Data for this exercise:
■ ■ ■ ■ ■

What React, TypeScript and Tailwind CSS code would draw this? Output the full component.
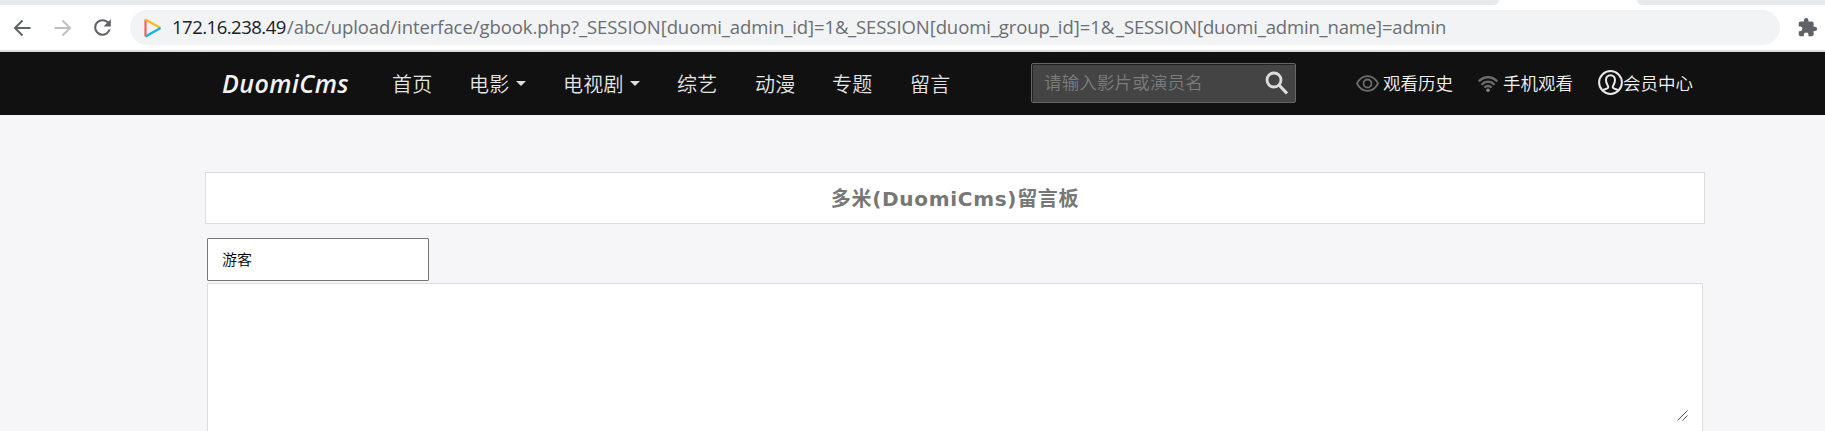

■ ■ ■ ■ ■

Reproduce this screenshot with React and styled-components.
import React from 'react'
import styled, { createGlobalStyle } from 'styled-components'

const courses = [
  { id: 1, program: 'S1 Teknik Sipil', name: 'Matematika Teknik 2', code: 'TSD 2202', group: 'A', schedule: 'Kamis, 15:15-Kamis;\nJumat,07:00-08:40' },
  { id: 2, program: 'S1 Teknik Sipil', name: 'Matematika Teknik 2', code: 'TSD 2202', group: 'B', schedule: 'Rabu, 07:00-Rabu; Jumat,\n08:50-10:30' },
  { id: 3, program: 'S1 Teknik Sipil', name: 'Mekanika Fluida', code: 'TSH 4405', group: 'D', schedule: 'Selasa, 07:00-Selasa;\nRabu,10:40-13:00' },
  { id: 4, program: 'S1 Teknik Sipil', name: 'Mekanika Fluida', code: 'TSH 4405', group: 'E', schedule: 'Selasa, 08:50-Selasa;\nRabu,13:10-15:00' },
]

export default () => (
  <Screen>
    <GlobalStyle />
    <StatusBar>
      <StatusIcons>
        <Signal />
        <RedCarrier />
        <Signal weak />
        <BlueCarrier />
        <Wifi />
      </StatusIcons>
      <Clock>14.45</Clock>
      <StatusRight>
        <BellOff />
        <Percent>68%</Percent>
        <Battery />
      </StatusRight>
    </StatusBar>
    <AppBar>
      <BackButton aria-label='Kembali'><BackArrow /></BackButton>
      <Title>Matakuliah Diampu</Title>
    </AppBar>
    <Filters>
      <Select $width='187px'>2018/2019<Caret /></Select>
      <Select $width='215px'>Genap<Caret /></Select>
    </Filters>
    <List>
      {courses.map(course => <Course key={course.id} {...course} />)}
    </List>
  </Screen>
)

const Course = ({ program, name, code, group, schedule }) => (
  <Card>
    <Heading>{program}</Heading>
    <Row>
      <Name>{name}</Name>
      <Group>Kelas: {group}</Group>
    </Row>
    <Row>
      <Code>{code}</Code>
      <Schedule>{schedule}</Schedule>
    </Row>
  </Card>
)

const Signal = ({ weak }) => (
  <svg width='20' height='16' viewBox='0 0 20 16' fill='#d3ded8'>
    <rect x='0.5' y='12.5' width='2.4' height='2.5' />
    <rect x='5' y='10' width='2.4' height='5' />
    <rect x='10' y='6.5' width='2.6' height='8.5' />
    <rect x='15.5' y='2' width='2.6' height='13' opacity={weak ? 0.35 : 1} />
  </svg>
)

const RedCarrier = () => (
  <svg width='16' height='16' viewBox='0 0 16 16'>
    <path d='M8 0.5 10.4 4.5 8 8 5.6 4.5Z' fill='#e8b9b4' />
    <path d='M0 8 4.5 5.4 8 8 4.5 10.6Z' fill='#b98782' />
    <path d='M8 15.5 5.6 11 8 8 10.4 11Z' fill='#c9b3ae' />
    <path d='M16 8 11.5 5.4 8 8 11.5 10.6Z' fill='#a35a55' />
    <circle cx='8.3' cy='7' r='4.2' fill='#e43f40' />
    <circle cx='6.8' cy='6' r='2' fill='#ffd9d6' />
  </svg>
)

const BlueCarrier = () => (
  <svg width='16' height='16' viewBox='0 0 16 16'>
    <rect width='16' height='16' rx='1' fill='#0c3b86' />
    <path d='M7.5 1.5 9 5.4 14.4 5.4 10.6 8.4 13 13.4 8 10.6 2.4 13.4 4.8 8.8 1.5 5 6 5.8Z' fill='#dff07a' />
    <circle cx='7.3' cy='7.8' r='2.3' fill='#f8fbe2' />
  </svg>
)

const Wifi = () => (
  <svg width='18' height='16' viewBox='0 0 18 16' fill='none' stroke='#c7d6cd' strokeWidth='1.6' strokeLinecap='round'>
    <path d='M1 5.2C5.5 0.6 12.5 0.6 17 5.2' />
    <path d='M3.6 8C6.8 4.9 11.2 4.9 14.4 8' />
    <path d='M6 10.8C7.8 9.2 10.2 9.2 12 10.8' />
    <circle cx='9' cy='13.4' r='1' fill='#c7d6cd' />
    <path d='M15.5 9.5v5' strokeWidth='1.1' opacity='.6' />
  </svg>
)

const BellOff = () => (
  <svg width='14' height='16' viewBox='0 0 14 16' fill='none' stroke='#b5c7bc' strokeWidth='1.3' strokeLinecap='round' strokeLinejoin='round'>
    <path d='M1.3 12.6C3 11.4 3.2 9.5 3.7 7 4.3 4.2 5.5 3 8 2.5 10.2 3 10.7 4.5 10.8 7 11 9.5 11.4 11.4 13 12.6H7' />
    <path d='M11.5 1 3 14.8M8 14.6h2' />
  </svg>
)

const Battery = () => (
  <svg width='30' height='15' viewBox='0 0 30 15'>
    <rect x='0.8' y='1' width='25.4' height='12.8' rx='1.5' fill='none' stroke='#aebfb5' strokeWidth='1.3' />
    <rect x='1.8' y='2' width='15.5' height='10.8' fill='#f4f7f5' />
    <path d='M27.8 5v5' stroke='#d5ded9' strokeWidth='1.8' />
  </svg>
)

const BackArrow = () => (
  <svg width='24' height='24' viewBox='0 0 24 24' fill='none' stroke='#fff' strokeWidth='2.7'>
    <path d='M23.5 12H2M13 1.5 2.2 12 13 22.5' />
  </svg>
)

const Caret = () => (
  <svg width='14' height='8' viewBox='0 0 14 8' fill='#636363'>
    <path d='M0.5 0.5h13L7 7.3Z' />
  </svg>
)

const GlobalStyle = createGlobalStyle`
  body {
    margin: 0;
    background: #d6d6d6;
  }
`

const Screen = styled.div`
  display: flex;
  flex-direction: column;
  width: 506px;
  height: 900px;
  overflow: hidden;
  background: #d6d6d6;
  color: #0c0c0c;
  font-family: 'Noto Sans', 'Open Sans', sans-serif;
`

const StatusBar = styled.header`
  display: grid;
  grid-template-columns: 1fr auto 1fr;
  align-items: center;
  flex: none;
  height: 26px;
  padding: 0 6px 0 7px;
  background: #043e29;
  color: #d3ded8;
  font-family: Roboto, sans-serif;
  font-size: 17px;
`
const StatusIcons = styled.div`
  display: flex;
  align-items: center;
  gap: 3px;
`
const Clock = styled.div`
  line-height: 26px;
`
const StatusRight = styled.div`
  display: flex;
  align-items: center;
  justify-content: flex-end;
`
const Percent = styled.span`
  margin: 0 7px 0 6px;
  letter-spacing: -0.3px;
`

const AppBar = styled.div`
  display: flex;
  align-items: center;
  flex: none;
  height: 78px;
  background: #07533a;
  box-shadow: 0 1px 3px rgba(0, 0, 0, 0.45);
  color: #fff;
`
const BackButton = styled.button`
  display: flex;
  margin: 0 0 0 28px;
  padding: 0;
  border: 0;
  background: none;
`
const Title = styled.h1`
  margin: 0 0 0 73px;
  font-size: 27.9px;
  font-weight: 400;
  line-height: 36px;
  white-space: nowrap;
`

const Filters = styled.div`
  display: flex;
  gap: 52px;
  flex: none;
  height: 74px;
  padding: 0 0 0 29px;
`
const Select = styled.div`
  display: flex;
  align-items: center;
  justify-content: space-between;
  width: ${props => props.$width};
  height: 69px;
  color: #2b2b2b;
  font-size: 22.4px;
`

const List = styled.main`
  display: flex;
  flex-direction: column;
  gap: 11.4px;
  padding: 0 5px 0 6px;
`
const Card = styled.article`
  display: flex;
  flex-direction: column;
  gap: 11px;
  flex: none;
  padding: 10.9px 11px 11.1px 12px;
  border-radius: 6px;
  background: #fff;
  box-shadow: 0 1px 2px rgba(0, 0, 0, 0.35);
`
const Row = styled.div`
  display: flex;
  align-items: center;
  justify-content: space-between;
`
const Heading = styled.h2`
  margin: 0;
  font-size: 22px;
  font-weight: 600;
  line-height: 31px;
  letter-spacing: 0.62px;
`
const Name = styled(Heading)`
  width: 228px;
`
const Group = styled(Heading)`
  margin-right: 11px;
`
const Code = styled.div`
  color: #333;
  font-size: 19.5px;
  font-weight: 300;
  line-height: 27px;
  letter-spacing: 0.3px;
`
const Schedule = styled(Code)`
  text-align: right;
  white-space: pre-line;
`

■ ■ ■ ■ ■

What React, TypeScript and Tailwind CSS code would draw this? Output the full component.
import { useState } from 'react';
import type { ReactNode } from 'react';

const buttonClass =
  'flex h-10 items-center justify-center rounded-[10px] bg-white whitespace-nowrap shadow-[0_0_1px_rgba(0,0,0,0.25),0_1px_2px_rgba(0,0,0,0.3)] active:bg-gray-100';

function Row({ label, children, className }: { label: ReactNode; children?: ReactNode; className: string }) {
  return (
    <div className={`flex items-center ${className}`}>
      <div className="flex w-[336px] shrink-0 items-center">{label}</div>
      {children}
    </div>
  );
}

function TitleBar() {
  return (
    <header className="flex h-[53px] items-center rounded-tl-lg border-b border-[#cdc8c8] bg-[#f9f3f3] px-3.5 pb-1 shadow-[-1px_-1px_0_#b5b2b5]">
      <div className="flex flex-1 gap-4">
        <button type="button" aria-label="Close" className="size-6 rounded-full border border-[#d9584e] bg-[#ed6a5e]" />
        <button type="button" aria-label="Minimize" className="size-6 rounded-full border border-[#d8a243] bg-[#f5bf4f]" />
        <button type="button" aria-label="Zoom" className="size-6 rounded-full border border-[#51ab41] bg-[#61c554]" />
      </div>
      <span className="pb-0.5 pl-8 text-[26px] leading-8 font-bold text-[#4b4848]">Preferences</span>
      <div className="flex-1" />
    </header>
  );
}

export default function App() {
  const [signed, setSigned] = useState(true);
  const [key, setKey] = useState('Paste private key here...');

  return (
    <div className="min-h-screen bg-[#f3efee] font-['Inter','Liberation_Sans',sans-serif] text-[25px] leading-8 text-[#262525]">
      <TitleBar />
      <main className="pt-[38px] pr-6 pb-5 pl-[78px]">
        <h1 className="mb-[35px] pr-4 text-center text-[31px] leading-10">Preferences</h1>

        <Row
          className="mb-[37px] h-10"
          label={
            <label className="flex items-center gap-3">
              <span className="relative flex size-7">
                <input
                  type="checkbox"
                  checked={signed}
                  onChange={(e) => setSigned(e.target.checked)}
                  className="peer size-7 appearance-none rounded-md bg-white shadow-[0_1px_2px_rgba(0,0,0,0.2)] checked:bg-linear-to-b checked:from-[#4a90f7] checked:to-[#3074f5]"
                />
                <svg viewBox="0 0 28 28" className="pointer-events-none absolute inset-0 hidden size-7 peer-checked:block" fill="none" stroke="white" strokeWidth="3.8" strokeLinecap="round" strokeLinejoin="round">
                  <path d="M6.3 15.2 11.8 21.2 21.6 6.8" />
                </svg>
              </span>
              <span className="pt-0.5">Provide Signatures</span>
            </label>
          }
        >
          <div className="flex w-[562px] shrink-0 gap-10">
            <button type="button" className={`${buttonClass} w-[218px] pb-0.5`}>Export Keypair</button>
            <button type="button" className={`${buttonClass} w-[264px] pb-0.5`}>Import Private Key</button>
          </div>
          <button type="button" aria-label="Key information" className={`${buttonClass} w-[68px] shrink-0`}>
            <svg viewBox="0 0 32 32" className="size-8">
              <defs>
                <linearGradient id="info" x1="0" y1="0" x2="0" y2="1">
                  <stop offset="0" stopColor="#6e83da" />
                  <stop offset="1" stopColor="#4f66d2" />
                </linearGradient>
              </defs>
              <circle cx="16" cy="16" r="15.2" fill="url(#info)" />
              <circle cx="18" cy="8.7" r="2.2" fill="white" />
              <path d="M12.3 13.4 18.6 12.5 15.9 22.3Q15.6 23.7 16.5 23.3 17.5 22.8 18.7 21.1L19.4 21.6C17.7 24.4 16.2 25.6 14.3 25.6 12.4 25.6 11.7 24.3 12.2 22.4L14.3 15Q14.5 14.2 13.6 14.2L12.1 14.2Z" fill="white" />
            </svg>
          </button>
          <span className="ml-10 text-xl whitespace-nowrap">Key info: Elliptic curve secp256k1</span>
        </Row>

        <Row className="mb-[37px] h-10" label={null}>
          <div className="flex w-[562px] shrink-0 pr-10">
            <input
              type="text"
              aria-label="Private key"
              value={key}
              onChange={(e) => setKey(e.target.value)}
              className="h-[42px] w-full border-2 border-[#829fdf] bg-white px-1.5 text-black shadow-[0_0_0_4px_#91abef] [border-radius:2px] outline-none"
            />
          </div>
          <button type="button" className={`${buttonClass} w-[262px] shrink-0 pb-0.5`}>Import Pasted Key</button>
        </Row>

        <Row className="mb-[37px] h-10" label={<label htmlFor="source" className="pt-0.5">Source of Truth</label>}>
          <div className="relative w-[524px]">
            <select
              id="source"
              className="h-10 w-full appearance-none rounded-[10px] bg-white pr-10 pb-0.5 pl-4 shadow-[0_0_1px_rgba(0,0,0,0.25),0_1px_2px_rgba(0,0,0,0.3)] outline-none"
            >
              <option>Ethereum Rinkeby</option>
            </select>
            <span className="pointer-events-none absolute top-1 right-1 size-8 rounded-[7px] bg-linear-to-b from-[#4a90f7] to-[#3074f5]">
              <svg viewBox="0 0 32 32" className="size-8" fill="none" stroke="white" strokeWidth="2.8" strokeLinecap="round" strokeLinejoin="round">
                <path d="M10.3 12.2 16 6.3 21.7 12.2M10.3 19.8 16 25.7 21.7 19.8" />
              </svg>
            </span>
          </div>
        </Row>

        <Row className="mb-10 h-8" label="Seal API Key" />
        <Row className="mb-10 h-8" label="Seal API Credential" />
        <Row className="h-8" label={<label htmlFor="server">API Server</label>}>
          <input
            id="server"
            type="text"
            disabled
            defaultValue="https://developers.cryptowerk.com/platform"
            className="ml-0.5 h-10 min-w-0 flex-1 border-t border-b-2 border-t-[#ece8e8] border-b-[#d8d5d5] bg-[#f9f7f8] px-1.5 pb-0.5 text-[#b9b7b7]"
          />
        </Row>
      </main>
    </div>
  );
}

■ ■ ■ ■ ■

Task objective: Look above for every line with the word "components" and copy it.

Exercise response:
Reproduce this screenshot with React and styled-components.
import styled, { createGlobalStyle } from 'styled-components'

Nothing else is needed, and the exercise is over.